Savannah Souvenir

14 midnight in the garden of good and evil.jpeg

Anyone who’s spent more than a minute on this website can’t fail to be taken with the concept. The marriage of literature and location is one of the most rewarding unions there is.

But there are downsides to Bookpacking….

For example, what happens when you’re in a city and haven’t read the key book recently? How do you cope with the struggle to remember why a street seems familiar, why that house rings a bell or who that statue is supposed to represent? It’s like an accelerated freefall into dementia…everything seems at once known but unknown, viewed through a distorting lens. It’s on the tip of your tongue but damned if you can remember what it is you’re trying to spit out.

I’ve just spent the weekend in Savannah, a town, as you will know, that was completely reinvented by what locals still call “The Book”. John Berendt’s compelling account of life in the city, MIDNIGHT IN THE GARDEN OF GOOD AND EVIL, was one of those once in a generation books that tourist authorities dream of. Unlike say New Orleans, Savannah is a one book town – but that book has a sense of place that packs the punch of a full library.

So, over a decade ago, my wife and I wandered the genteel squares of the historic district, book in hand, dutiful pilgrims on the path of the Mercer House dramas, having both read the book before we arrived. It was an enriched and enriching stroll through the pages of a well constructed book.

But that was then, this is now. We returned to Savannah to celebrate a family wedding twelve years since that first, book fuelled trip. The gnawing unease began on the drive from the airport. A sense of something left behind or undone. It wasn’t my passport, any of my phones. My iPad, the usual culprits. Check, check, check….

I’ve left no room for dramatic tension,  you know already what the problem was. Here was a place I once knew intimately and now, while it wasn’t a stranger, I could no longer grasp its features. I’ve always been absent minded but this was forgetfulness on steroids.

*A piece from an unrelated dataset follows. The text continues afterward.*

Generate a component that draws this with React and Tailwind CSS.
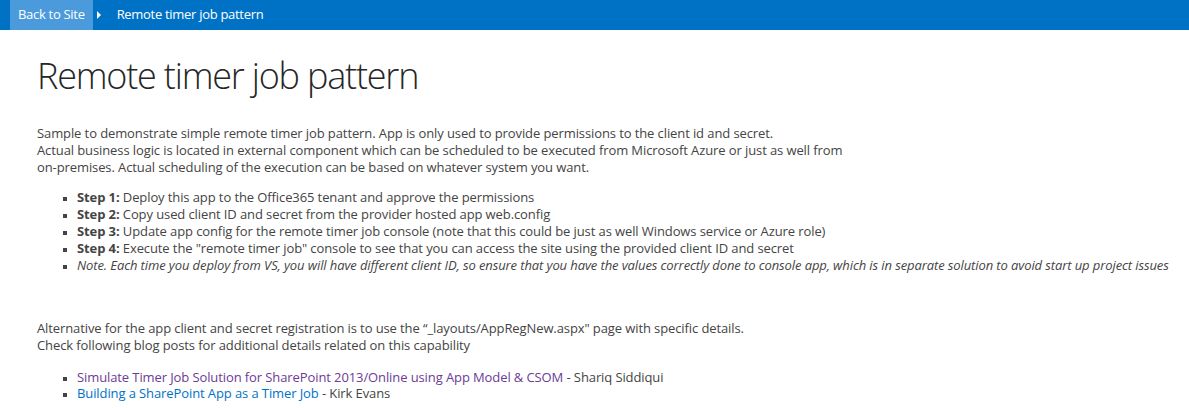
export default function App() {
  const font = { fontFamily: "'Open Sans', 'Noto Sans', sans-serif" }
  return (
    <div className="min-h-[408px] bg-white text-[#444444]" style={font}>
      <div className="h-[30px] bg-[#0072c6] flex items-stretch text-white text-[13px] tracking-[-0.3px]">
        <div className="ml-[10px] px-[8px] bg-[#4b9bdc] flex items-center">Back to Site</div>
        <div className="w-[12px] flex items-center justify-center">
          <span className="block w-0 h-0 border-y-[4px] border-y-transparent border-l-[4px] border-l-white" />
        </div>
        <div className="pl-[12px] flex items-center">Remote timer job pattern</div>
      </div>
      <div className="pl-[37px] pr-[20px]">
        <h1 className="mt-[23px] text-[36px] leading-[46px] font-light text-[#262626] tracking-[-1.2px]">Remote timer job pattern</h1>
        <p className="mt-[26px] text-[13px] leading-[17px] tracking-[-0.1px]">
          Sample to demonstrate simple remote timer job pattern. App is only used to provide permissions to the client id and secret.<br />
          Actual business logic is located in external component which can be scheduled to be executed from Microsoft Azure or just as well from<br />
          on-premises. Actual scheduling of the execution can be based on whatever system you want.
        </p>
        <ul className="mt-[13px] pl-[40px] text-[13px] leading-[17px] tracking-[-0.1px] list-[square] marker:text-[#444] marker:text-[10px]">
          <li><b>Step 1:</b> Deploy this app to the Office365 tenant and approve the permissions</li>
          <li><b>Step 2:</b> Copy used client ID and secret from the provider hosted app web.config</li>
          <li><b>Step 3:</b> Update app config for the remote timer job console (note that this could be just as well Windows service or Azure role)</li>
          <li><b>Step 4:</b> Execute the "remote timer job" console to see that you can access the site using the provided client ID and secret</li>
          <li className="italic">Note. Each time you deploy from VS, you will have different client ID, so ensure that you have the values correctly done to console app, which is in separate solution to avoid start up project issues</li>
        </ul>
        <p className="mt-[46px] text-[13px] leading-[17px] tracking-[-0.1px]">
          Alternative for the app client and secret registration is to use the “_layouts/AppRegNew.aspx" page with specific details.<br />
          Check following blog posts for additional details related on this capability
        </p>
        <ul className="mt-[15px] pl-[40px] text-[13px] leading-[16px] tracking-[-0.1px] list-[square] marker:text-[#444] marker:text-[10px]">
          <li><a className="text-[#6d3a96]">Simulate Timer Job Solution for SharePoint 2013/Online using App Model &amp; CSOM</a> - Shariq Siddiqui</li>
          <li><a className="text-[#0072c6]">Building a SharePoint App as a Timer Job</a> - Kirk Evans</li>
        </ul>
      </div>
    </div>
  )
}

Wikipedia is now the repository of all knowledge so, as soon as we got to the hotel (the Marshall House – was this another historic landmark that I should have recalled from the book?), five minutes online refreshed my memory about the key moments of the book. But the bite-sized world we live in now is no substitute for the three course meal that is a book. The richness of Berendt’s fare was replaced by the thin gruel of Jimmy Wales.

Guest blogger Colin Burrows, grumpy and cold outside the Mercer (Williams) House.

Guest blogger Colin Burrows, grumpy and cold outside the Mercer (Williams) House.

Savannah normally sits wrapped in a warm cotton wool humidity. The book and one’s own experience come together in a sweaty, sticky mess. It’s a full on sensory overload of heat that takes you right into the heart of the deep South. To walk the streets is to melt, ounce by ounce, page by page.

But we arrived in a rare cold snap. Fleeces were dug out of closets, long flounces were put away. People walked briskly with purpose (briskly, in the South?) and round each corner a chill wind blew no good. So it didn’t feel like the antebellum film set it normally does. It felt like a Southern theme park set in Canada.

At least though, it felt autumnal. One of the threads in the weave of a visit to the South is that sense of melancholic dissatisfaction that pervades the stoops and lurks under the live oaks. If Spanish moss didn’t grow naturally the Southerners would have resorted to draping their trees themselves to mark the drooping lassitude and sorrow for times past that is the hallmark of this strand of the South. The drift of leaves across the parks played to this mood but that was about it because the date made all of this irrelevant.

Saturday November 11th 2017 was Veterans Day in America and in Georgia, with military bases all around the city and every High School providing a full roster of ROTC students, that meant a big parade, marching bands and the Shiners dressed as Keystone Cops. It’s triumphant, celebratory, a little bit reflective but in no way typical of the faded gentility that Berendt wrote of or the town on the other 364 days of the year. Our attempts to recapture the mood of MIDNIGHT were blown away by the big trombone.

Savannah's iconic 'Bird Girl'

Savannah's iconic 'Bird Girl'

So it’s cold, Sousa marches fill the air and I can’t reconnect with the atmosphere of this important book. We decided to stop chasing the chimera of Berendt and visit some of the museums that we hadn’t had time for on the previous visit. And in the Jepson Center for the Arts in Telfair Square, we came to what, in my rambling fashion, I had really wanted to write about.

Remember the cover of the book? The statue of the Bird Girl that stands over the Trosdal family tomb in Bonaventure Cemetery? A key image that contributed to the book’s allure, Berendt himself said it was one of the strongest book covers he’d ever seen.

But now? The Bird Girl has come in from the gravestones and stands in the art gallery. A regretful commentary confides how the book has caused so much traffic to the cemetery that the family have moved her indoors and away from the crowds.

And there’s the dark center of our literary love-ins. Like the traveller vs tourist debate, have we made our locations too popular? Surely we aren’t the same as the hordes of cruise ship tourists who flood into sites like Venice…..are we? They’re the barbarians and we’re the scholars . Aren’t we?